Anna Budinger pulls up on her bicycle, breathless. It’s only a 15-minute ride, but it’s so suffocatingly sultry that she feels as though she has been pedaling through rolling ocean waves.
She opens the door, pulls up the shade, switches on the lights, and Babs springs to life like a puppet on a stage.
Babs, which is a half block from Astoria Park on Ditmars Boulevard, has only been open since mid-May, so Anna is still getting used to the routine – and excitement – of being a retail shopkeeper.
It’s the first business she has owned – it is, by the way, in case you’re wondering, named after her nickname – and it sells all the things she loves: candles, vintage and new glassware, coffee mugs, ceramics, tea towels, cutting boards and artisanal condiments such as honey and olive oil.
“I’ve always been a renter, and my concept for the store was to carry special items made by artisans that bring delight and intention into daily life,” she says. “Things to make a tiny apartment feel like home.”
Or to make a day in the park more fun. Babs sells a variety of items for outings and offers a 24-hour picnic-rental package that includes a mat, a Frisbee, a cooler and a corn hole bean bag game.
“These are things that are too bulky and expensive to have in a small city apartment,” she says.
Anna, who is 29, tall and willowy and describes herself as a “hands-on person who wants my hands in many pots,” did, indeed, try her hand at several things before the debut of Babs.
Born in Chelsea, she grew up in the East Village and for as long as she can remember, she has been interested in and involved in the creative arts.
“I always wanted to own my own small business,” she says, adding that she was inspired by her father, a contractor with his own business. “And my passion is working with artists, interior designers and making things,” which is what Babs the boutique is all about.
After earning a degree at SUNY New Paltz (“I made up my own major – it was writing, photography and indigenous history in America”), Anna moved to Astoria and considered several careers, including independent filmmaking and opening a bottle shop but ended up working as a set dresser in the film industry.
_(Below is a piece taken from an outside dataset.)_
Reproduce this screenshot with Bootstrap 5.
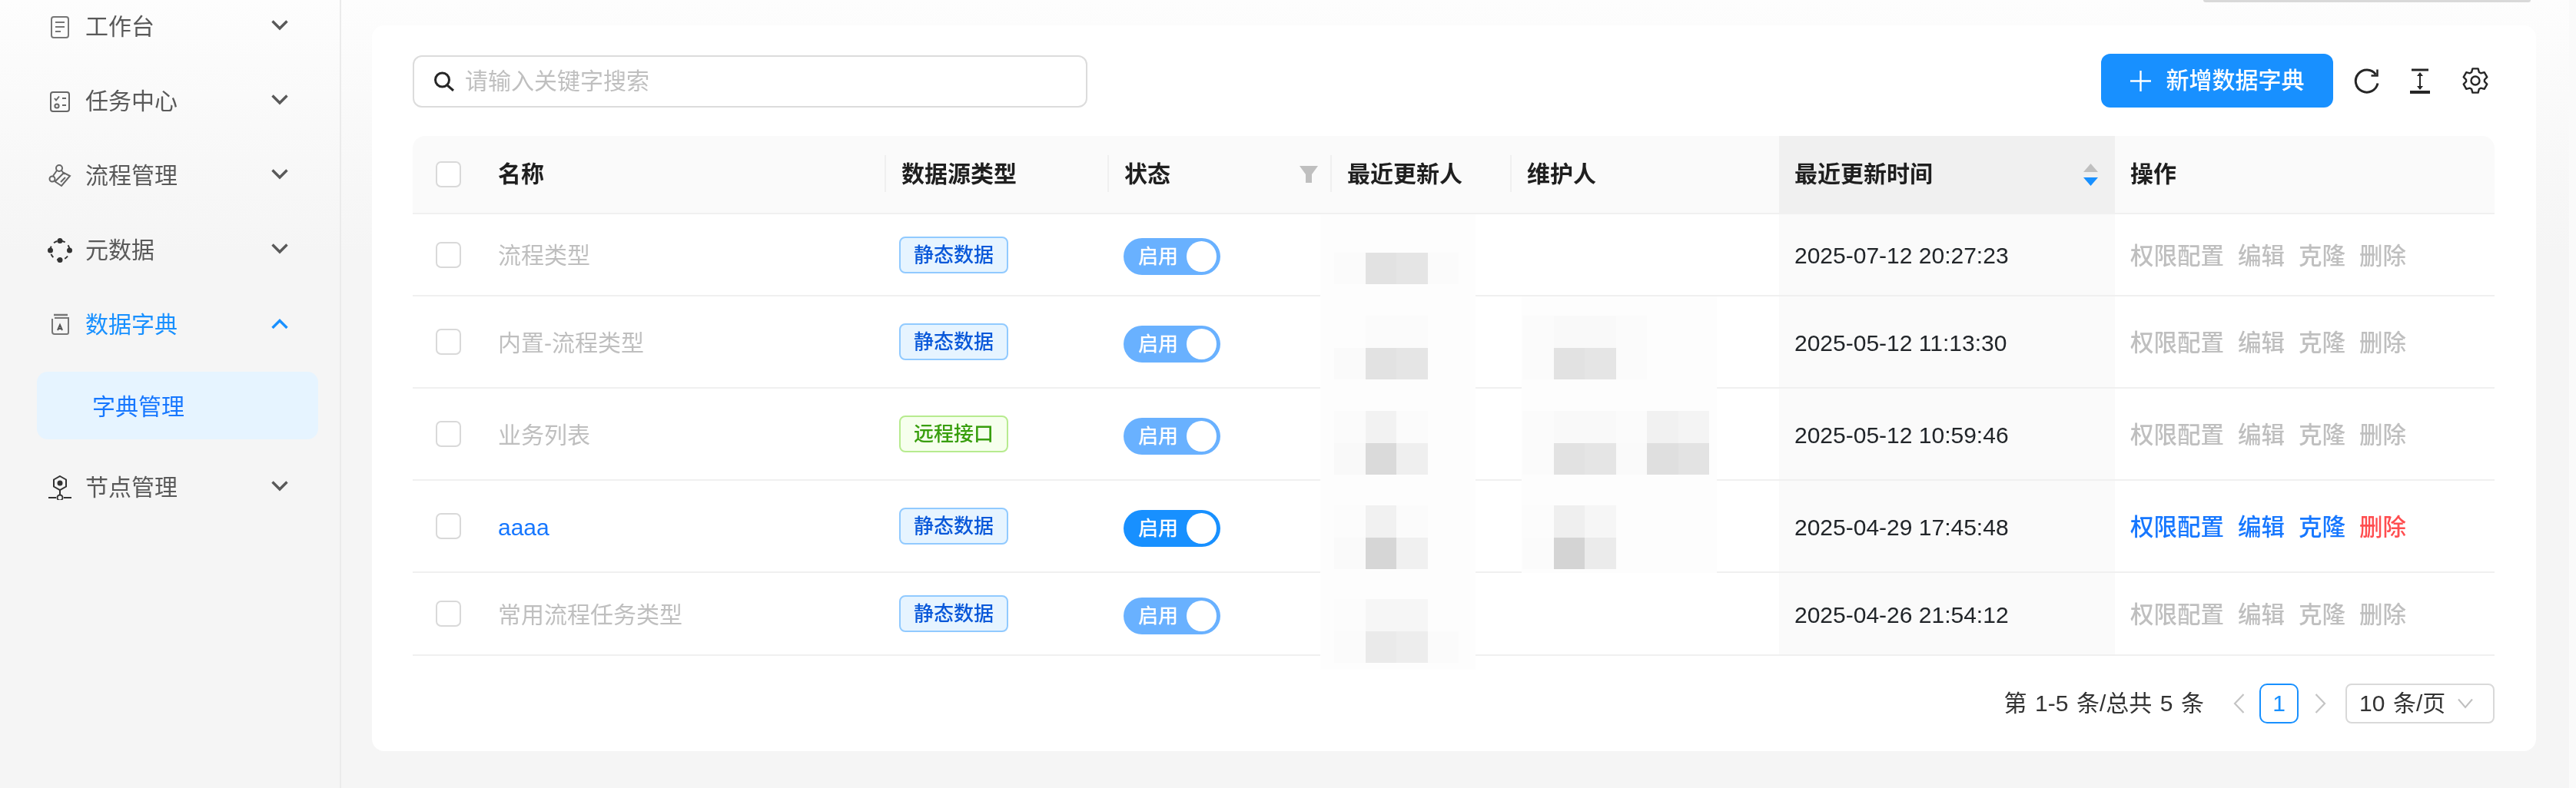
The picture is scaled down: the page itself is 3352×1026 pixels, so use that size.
<!DOCTYPE html>
<html lang="zh-CN">
<head>
<meta charset="utf-8">
<title>字典管理</title>
<link rel="stylesheet" href="https://cdn.jsdelivr.net/npm/bootstrap@5.3.0/dist/css/bootstrap.min.css">
<style>
html,body{height:1026px;overflow:hidden;background:#f5f5f5}
body{font-family:"Liberation Sans","Noto Sans CJK SC",sans-serif;font-size:30px;line-height:1.4;color:#262626}
.shell{height:1026px;background:linear-gradient(180deg,#fdfdfd 0,#f5f5f5 330px);filter:blur(.55px)}
.side{width:444px;flex:none;border-right:2px solid #ebebeb}
.menu{margin-top:-8px;padding:0;list-style:none}
.menu-row{height:86px;margin-bottom:11px;padding:0 67px 0 62px;color:#595959;gap:17px}
.menu-row.on{color:#1890ff;margin-bottom:18px}
.menu-row .lab{flex:1}
.ico{width:32px;height:32px;flex:none}
.chev{width:22px;height:15px;flex:none;margin-top:-6px}
.sub{height:88px;margin:0 28px 20px 48px;padding:3px 0 0 72px;border-radius:14px;background:#e6f4ff;color:#1677ff}
.main{flex:1;min-width:0;padding-right:43px}
.topedge{width:426px;height:3px;margin:0 7px 0 auto;background:#d9d9d9;border-radius:0 0 5px 5px}
.panel{margin:30px 0 0 40px;padding:37px 54px 36px 53px;background:#fff;border-radius:16px}
.strip{width:9px;flex:none;background:#fafafa}
.searchbox{width:878px;height:68px;padding:0 24px 0 25px;border:2px solid #dcdcdc;border-radius:12px;color:#bfbfbf;gap:13px;margin-top:1px}
.searchbox svg{width:28px;height:26px;flex:none}
.addbtn{width:302px;height:70px;padding:0;gap:20px;background:#1890ff;border:0;border-radius:12px;color:#fff;font-size:30px;line-height:1.4;font-weight:500}
.addbtn:hover{background:#1890ff;color:#fff}
.tool{flex:none;display:block}
.tool-a{margin-left:27px}
.tool-b{margin-left:39px}
.tool-c{margin-left:42px;margin-right:8px}
.dict{margin:37px 0 0;table-layout:fixed;width:2709px;border-collapse:separate;border-spacing:0;--bs-table-bg:transparent}
.dict>:not(caption)>*>*{padding:0 0 0 20px;border-bottom:2px solid #f0f0f0;background:transparent;color:inherit;box-shadow:none;vertical-align:middle}
.dict thead tr{height:102px}
.dict>thead>tr>th{background:#fafafa;font-weight:700;color:#1f1f1f;position:relative}
.dict thead th:first-child{border-top-left-radius:16px}
.dict thead th:last-child{border-top-right-radius:16px}
.dict thead th.sep::after{content:"";position:absolute;right:0;top:25px;height:48px;width:2px;background:#f0f0f0}
.dict>thead>tr>th.sorted{background:#f0f0f0}
.dict>tbody>tr>td.sorted{background:#fafafa;padding-top:3px}
.rh-a{height:107px}.rh-b{height:120px}.rh-c{height:108px}
.dict .form-check-input{width:33px;height:34px;margin:0 0 0 10px;display:block;border:2px solid #d9d9d9;border-radius:7px;float:none}
.dict>tbody>tr>td.nm{color:#bfbfbf;padding-top:3px}
.dict>tbody>tr>td.nm.live{color:#1677ff}
.tag{display:inline-block;width:142px;height:48px;border:2px solid #91caff;border-radius:8px;background:#e6f4ff;color:#0958d9;font-size:26px;font-weight:500;line-height:44px;text-align:center;margin-left:-3px}
.tag.ok{border-color:#b7eb8f;background:#f6ffed;color:#389e0d}
.swt{width:126px;height:48px;padding:0 5px 0 19px;border-radius:24px;background:#69b1ff;color:#fff;font-size:26px;font-weight:500;line-height:1;margin:5px 0 0 -1px}
.swt.live{background:#1890ff}
.swt i{display:block;width:39px;height:40px;border-radius:50%;background:#fff}
.ops{gap:18px;color:#bfbfbf;font-size:30.5px;font-weight:500;padding-top:3px}
.ops.live{color:#1677ff}
.ops.live .del{color:#ff4d4f}
.carets{gap:7px;width:19px}
.head-filter{padding-right:18px}
.head-sort{padding-right:22px}
.dict .wrapcell{position:relative}
.mz{position:absolute;top:0;bottom:-2px;background:#fdfdfd;z-index:1}
.mz.a{left:-15px;width:202px}
.mz.b{left:13px;width:254px}
.mzg{position:absolute;display:grid;grid-auto-rows:41.5px;grid-template-columns:repeat(6,40.5px)}
.mz.a .mzg{left:18px}
.mz.b .mzg{left:1px}
.bt14 .mzg{bottom:16px}.bt10 .mzg{bottom:12px}.bt6 .mzg{bottom:8px}.bt3 .mzg{bottom:5px}
.mz.over{bottom:-20px}
.over .mzg{bottom:9px}
.cfb{background:#fbfbfb}.cfc{background:#fcfcfc}.cfa{background:#fafafa}.cf9{background:#f9f9f9}.cf6{background:#f6f6f6}.cf4{background:#f4f4f4}.cf2{background:#f2f2f2}.cf1{background:#f1f1f1}.cf0{background:#f0f0f0}.cef{background:#efefef}.ced{background:#ededed}.ceb{background:#ebebeb}.cea{background:#eaeaea}.ce5{background:#e5e5e5}.ce3{background:#e3e3e3}.ce2{background:#e2e2e2}.cdf{background:#dfdfdf}.cda{background:#dadada}.cd6{background:#d6d6d6}.cd4{background:#d4d4d4}.c00{background:transparent}
.pager{margin-top:36px;height:52px;color:#333;word-spacing:2.200px}
.pnum{width:51px;height:52px;border:2px solid #1890ff;border-radius:10px;color:#1890ff;margin:0 21px 0 19px}
.pgo{width:15px;height:28px;flex:none}
.pgo-first{margin-left:38px}
.psize{width:194px;height:52px;margin-left:25px;padding:0 26px 0 16px;border:2px solid #d9d9d9;border-radius:8px}
</style>
</head>
<body>
<div class="shell d-flex">
  <aside class="side">
    <ul class="menu">
      <li class="menu-row d-flex align-items-center">
        <svg class="ico" viewBox="0 0 32 32" fill="none" stroke="#777" stroke-width="2"><rect x="5" y="3" width="22" height="27" rx="3"/><path d="M10 10h12M10 16h12M10 22h7"/></svg>
        <span class="lab">工作台</span>
        <svg class="chev" viewBox="0 0 22 15" fill="none" stroke="#595959" stroke-width="3.4"><path d="M1.5 2.5 11 12l9.500-9.500"/></svg>
      </li>
      <li class="menu-row d-flex align-items-center">
        <svg class="ico" viewBox="0 0 32 32" fill="none" stroke="#666" stroke-width="2"><rect x="4" y="4" width="24" height="25" rx="3"/><path d="M9 12l2 2.500 4-5M19 12h5M19 21h5"/><circle cx="12" cy="22" r="2.600"/></svg>
        <span class="lab">任务中心</span>
        <svg class="chev" viewBox="0 0 22 15" fill="none" stroke="#595959" stroke-width="3.4"><path d="M1.5 2.5 11 12l9.500-9.500"/></svg>
      </li>
      <li class="menu-row d-flex align-items-center">
        <svg class="ico" viewBox="0 0 32 32" fill="none" stroke="#666" stroke-width="2"><circle cx="15" cy="6" r="4"/><path d="M12 9 7 16M18 9l4 5"/><circle cx="6" cy="20" r="3.500"/><path d="M9 23l9 6 11-13-8-4-11 11"/><path d="M17 24l6-6"/></svg>
        <span class="lab">流程管理</span>
        <svg class="chev" viewBox="0 0 22 15" fill="none" stroke="#595959" stroke-width="3.4"><path d="M1.5 2.5 11 12l9.500-9.500"/></svg>
      </li>
      <li class="menu-row d-flex align-items-center">
        <svg class="ico" viewBox="0 0 32 32" fill="#333" stroke="none"><circle cx="16" cy="3.500" r="3.500"/><circle cx="16" cy="28.500" r="3.500"/><circle cx="3.500" cy="16" r="3.500"/><circle cx="28.500" cy="16" r="3.500"/><circle cx="16" cy="16" r="12.500" fill="none" stroke="#333" stroke-width="2" stroke-dasharray="5 5.500" stroke-dashoffset="2.500"/></svg>
        <span class="lab">元数据</span>
        <svg class="chev" viewBox="0 0 22 15" fill="none" stroke="#595959" stroke-width="3.4"><path d="M1.5 2.5 11 12l9.500-9.500"/></svg>
      </li>
      <li class="menu-row on d-flex align-items-center">
        <svg class="ico" viewBox="0 0 32 32" fill="none" stroke="#777" stroke-width="2"><path d="M8 3h18" stroke-width="2.500"/><path d="M6 8v17a3 3 0 0 0 3 3h16a2 2 0 0 0 2-2V7H9"/><path d="M13 23l3-7 3 7M14 21h4" stroke="#555"/></svg>
        <span class="lab">数据字典</span>
        <svg class="chev" viewBox="0 0 22 15" fill="none" stroke="#1890ff" stroke-width="3.4"><path d="M1.5 14 11 4.500 20.500 14"/></svg>
      </li>
      <li class="sub d-flex align-items-center">字典管理</li>
      <li class="menu-row d-flex align-items-center">
        <svg class="ico" viewBox="0 0 32 32" fill="none" stroke="#333" stroke-width="2"><path d="M16 1 24 5.500v9L16 19l-8-4.500v-9z"/><circle cx="16" cy="10" r="2.500" fill="#333"/><path d="M16 19v7M1 29h10M21 29h10"/><circle cx="16" cy="29" r="3.500"/></svg>
        <span class="lab">节点管理</span>
        <svg class="chev" viewBox="0 0 22 15" fill="none" stroke="#595959" stroke-width="3.4"><path d="M1.5 2.5 11 12l9.500-9.500"/></svg>
      </li>
    </ul>
  </aside>
  <main class="main">
    <div class="topedge"></div>
    <section class="panel">
      <div class="d-flex align-items-center">
        <div class="searchbox d-flex align-items-center">
          <svg viewBox="0 0 28 26" fill="none" stroke="#262626" stroke-width="3"><circle cx="11.500" cy="11" r="9"/><path d="M18 18l8 7"/></svg>
          <span>请输入关键字搜索</span>
        </div>
        <button type="button" class="btn addbtn ms-auto d-flex align-items-center justify-content-center">
          <svg width="27" height="27" viewBox="0 0 27 27" stroke="#fff" stroke-width="2.400"><path d="M13.500 0v27M0 13.500h27"/></svg>
          <span>新增数据字典</span>
        </button>
        <svg class="tool tool-a" width="34" height="34" viewBox="0 0 34 34" fill="none" stroke="#262626" stroke-width="3"><path d="M28.500 9A14.500 14.500 0 1 0 31 20.500"/><path d="M30.500 2.500v8h-8" stroke-width="2.500"/></svg>
        <svg class="tool tool-b" width="26" height="33" viewBox="0 0 26 33" fill="none" stroke="#262626"><path d="M2 2h22" stroke-width="3"/><path d="M0 31h26" stroke-width="4"/><path d="M13 6v21" stroke-width="2"/><path d="M9 10l4-5 4 5zM9 23l4 5 4-5z" fill="#262626" stroke="none"/></svg>
        <svg class="tool tool-c" width="34" height="34" viewBox="-17 -17 34 34" fill="none" stroke="#262626" stroke-width="2.400" stroke-linejoin="round"><polygon points="-4.880,-10.960 -3.600,-15.590 3.600,-15.590 4.880,-10.960 7.050,-9.710 11.700,-10.910 15.300,-4.680 11.930,-1.250 11.930,1.250 15.300,4.680 11.700,10.910 7.050,9.710 4.880,10.960 3.600,15.590 -3.600,15.590 -4.880,10.960 -7.050,9.710 -11.700,10.910 -15.300,4.680 -11.930,1.250 -11.930,-1.250 -15.300,-4.680 -11.700,-10.910 -7.050,-9.710"/><circle r="5.500"/></svg>
      </div>
      <table class="table dict">
        <colgroup><col style="width:91px"><col style="width:525px"><col style="width:290px"><col style="width:290px"><col style="width:234px"><col style="width:348px"><col style="width:437px"><col style="width:494px"></colgroup>
        <thead>
          <tr>
            <th><input class="form-check-input" type="checkbox" aria-label="全选"></th>
            <th class="sep">名称</th>
            <th class="sep">数据源类型</th>
            <th class="sep"><div class="head-filter d-flex align-items-center justify-content-between"><span>状态</span><svg width="24" height="22" viewBox="0 0 24 22" fill="#bfbfbf"><path d="M0 0h24l-8 11v11H8V11z"/></svg></div></th>
            <th class="sep">最近更新人</th>
            <th>维护人</th>
            <th class="sorted"><div class="head-sort d-flex align-items-center justify-content-between"><span>最近更新时间</span><span class="carets d-flex flex-column"><svg width="19" height="11" viewBox="0 0 19 11" fill="#bfbfbf"><path d="M9.500 0 19 11H0z"/></svg><svg width="19" height="11" viewBox="0 0 19 11" fill="#1890ff"><path d="M9.500 11 19 0H0z"/></svg></span></div></th>
            <th>操作</th>
          </tr>
        </thead>
        <tbody>
          <tr class="rh-a">
            <td><input class="form-check-input" type="checkbox" aria-label="选择"></td>
            <td class="nm">流程类型</td>
            <td><span class="tag">静态数据</span></td>
            <td><div class="swt d-flex align-items-center justify-content-between"><span>启用</span><i></i></div></td>
            <td class="wrapcell"><div class="mz a bt14"><div class="mzg"><b class="cfb"></b><b class="ce2"></b><b class="ce5"></b><b class="cfb"></b></div></div></td>
            <td></td>
            <td class="sorted">2025-07-12 20:27:23</td>
            <td><div class="ops d-flex"><span>权限配置</span><span>编辑</span><span>克隆</span><span>删除</span></div></td>
          </tr>
          <tr class="rh-b">
            <td><input class="form-check-input" type="checkbox" aria-label="选择"></td>
            <td class="nm">内置-流程类型</td>
            <td><span class="tag">静态数据</span></td>
            <td><div class="swt d-flex align-items-center justify-content-between"><span>启用</span><i></i></div></td>
            <td class="wrapcell"><div class="mz a bt10"><div class="mzg"><b class="c00"></b><b class="cfb"></b><b class="cfb"></b><b class="c00"></b><b class="c00"></b><b class="c00"></b><b class="cfa"></b><b class="ce2"></b><b class="ce5"></b></div></div></td>
            <td class="wrapcell"><div class="mz b bt10"><div class="mzg"><b class="cfb"></b><b class="cf9"></b><b class="cf9"></b><b class="cfb"></b><b class="c00"></b><b class="c00"></b><b class="cfb"></b><b class="ce2"></b><b class="ce5"></b><b class="cfb"></b></div></div></td>
            <td class="sorted">2025-05-12 11:13:30</td>
            <td><div class="ops d-flex"><span>权限配置</span><span>编辑</span><span>克隆</span><span>删除</span></div></td>
          </tr>
          <tr class="rh-b">
            <td><input class="form-check-input" type="checkbox" aria-label="选择"></td>
            <td class="nm">业务列表</td>
            <td><span class="tag ok">远程接口</span></td>
            <td><div class="swt d-flex align-items-center justify-content-between"><span>启用</span><i></i></div></td>
            <td class="wrapcell"><div class="mz a bt6"><div class="mzg"><b class="cfb"></b><b class="cf2"></b><b class="cfb"></b><b class="c00"></b><b class="c00"></b><b class="c00"></b><b class="cf9"></b><b class="cda"></b><b class="cef"></b></div></div></td>
            <td class="wrapcell"><div class="mz b bt6"><div class="mzg"><b class="cfb"></b><b class="cf9"></b><b class="cf9"></b><b class="cfb"></b><b class="cf1"></b><b class="cf4"></b><b class="cfb"></b><b class="ce2"></b><b class="ce5"></b><b class="cfa"></b><b class="cdf"></b><b class="ce3"></b></div></div></td>
            <td class="sorted">2025-05-12 10:59:46</td>
            <td><div class="ops d-flex"><span>权限配置</span><span>编辑</span><span>克隆</span><span>删除</span></div></td>
          </tr>
          <tr class="rh-b">
            <td><input class="form-check-input" type="checkbox" aria-label="选择"></td>
            <td class="nm live">aaaa</td>
            <td><span class="tag">静态数据</span></td>
            <td><div class="swt live d-flex align-items-center justify-content-between"><span>启用</span><i></i></div></td>
            <td class="wrapcell"><div class="mz a bt3"><div class="mzg"><b class="cfc"></b><b class="cf1"></b><b class="cfb"></b><b class="c00"></b><b class="c00"></b><b class="c00"></b><b class="cfa"></b><b class="cd6"></b><b class="cf0"></b></div></div></td>
            <td class="wrapcell"><div class="mz b bt3"><div class="mzg"><b class="cfc"></b><b class="cef"></b><b class="cf6"></b><b class="c00"></b><b class="c00"></b><b class="c00"></b><b class="cfb"></b><b class="cd4"></b><b class="ceb"></b></div></div></td>
            <td class="sorted">2025-04-29 17:45:48</td>
            <td><div class="ops live d-flex"><span>权限配置</span><span>编辑</span><span>克隆</span><span class="del">删除</span></div></td>
          </tr>
          <tr class="rh-c">
            <td><input class="form-check-input" type="checkbox" aria-label="选择"></td>
            <td class="nm">常用流程任务类型</td>
            <td><span class="tag">静态数据</span></td>
            <td><div class="swt d-flex align-items-center justify-content-between"><span>启用</span><i></i></div></td>
            <td class="wrapcell"><div class="mz a over"><div class="mzg"><b class="cfc"></b><b class="cf6"></b><b class="cf6"></b><b class="c00"></b><b class="c00"></b><b class="c00"></b><b class="cfb"></b><b class="cea"></b><b class="ced"></b><b class="cfb"></b></div></div></td>
            <td></td>
            <td class="sorted">2025-04-26 21:54:12</td>
            <td><div class="ops d-flex"><span>权限配置</span><span>编辑</span><span>克隆</span><span>删除</span></div></td>
          </tr>
        </tbody>
      </table>
      <div class="pager d-flex align-items-center justify-content-end">
        <span>第 1-5 条/总共 5 条</span>
        <svg class="pgo pgo-first" viewBox="0 0 15 28" fill="none" stroke="#c4c4c4" stroke-width="2.200"><path d="M13.500 2 2 14l11.500 12"/></svg>
        <span class="pnum d-flex align-items-center justify-content-center">1</span>
        <svg class="pgo" viewBox="0 0 15 28" fill="none" stroke="#c4c4c4" stroke-width="2.200"><path d="M1.500 2 13 14 1.500 26"/></svg>
        <div class="psize d-flex align-items-center justify-content-between"><span>10 条/页</span><svg width="20" height="14" viewBox="0 0 20 14" fill="none" stroke="#bfbfbf" stroke-width="2"><path d="M1 1.500 10 12l9-10.500"/></svg></div>
      </div>
    </section>
  </main>
  <div class="strip"></div>
</div>
<script src="https://cdn.jsdelivr.net/npm/bootstrap@5.3.0/dist/js/bootstrap.bundle.min.js"></script>
</body>
</html>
Her assignments included the CBS-TV show Bull.
Three years later, she entered the gig economy.
“I took any job I could get,” she says. “I did everything from helping my dad build a barn and custom cabinetry to photography and working as an events assistant.”
During the first year of the pandemic, when work dried up, Anna sheltered in her parents’ cabin upstate.
She spent most of last year selling her photographic prints and clay earrings in various vendor markets.
She also joined QNS Collaborative, which, she says, “fueled my fire.”
“I was having lunch in Sunnyside with my boyfriend, and he said, ‘Why not start a store and put everything you love in one place,’” she says.
So that’s what she did.
“I saw the space on the way to the park,” she says. “I don’t usually walk along Ditmars because I don’t live at this subway stop, but I was staying with my sister. I saw the sun pouring in the window and thought, ‘This feels like my store.’”
Anna and her father and her boyfriend renovated the petite space, which she declares is “the perfect size.”
Anna, by the way, built the shelves and the checkout counter.
When Babs is more established, Anna envisions hosting community events and gatherings.
She mentions book clubs and crochet circles. Perhaps she’ll invite a cheesemonger to give a presentation.
“I have a small-town mentality,” she says. “The people Babs is attracting make this feel like a small-town neighborhood. I love meeting everyone and seeing the same faces all the time.”